What does this have to do with my TEDx talks? Well, the little secret about them (which now isn’t a secret….d’oh!) is that they are all, basically, about the same thing. They probably don’t sound like it on the surface, but the deep ideas driving each of them were almost exactly the same. I guess I don’t have a lot of new ideas after all…hahaha…. The main differences between them are the scale I was focusing on, and the style of delivery.
The first talk is large-scale and intellectual. I was trying to weave together a big, theoretical understanding, a “systems view” of global issues across multiple levels of scale.

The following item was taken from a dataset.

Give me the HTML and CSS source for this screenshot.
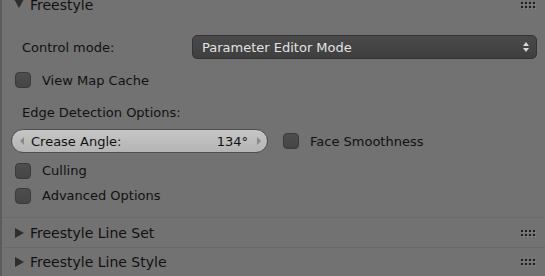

I had scribbled dozens and dozens of pages of notes and research that I had gathered and synthesized into that talk, and I wanted to get across a ‘big idea’ that would help people see how the personal and everyday connects to the global and abstract; I wanted to bring large scale problems like climate change and biodiversity collapse down to the psychological level of how we think and feel about the world in which we live.
The second talk is personal/community-scale and emotional. I was trying to do exactly the same thing, but this time placing the emphasis on the listener’s own beliefs and actions in their interpersonal world. I still wanted to appeal to rationality and provide enough intellectual material that people would be able to reason through what I was saying and, I hoped, see the logic of it; but I also wanted to appeal to emotions, so I emphasized stories and images and actions, instead of theories and abstractions.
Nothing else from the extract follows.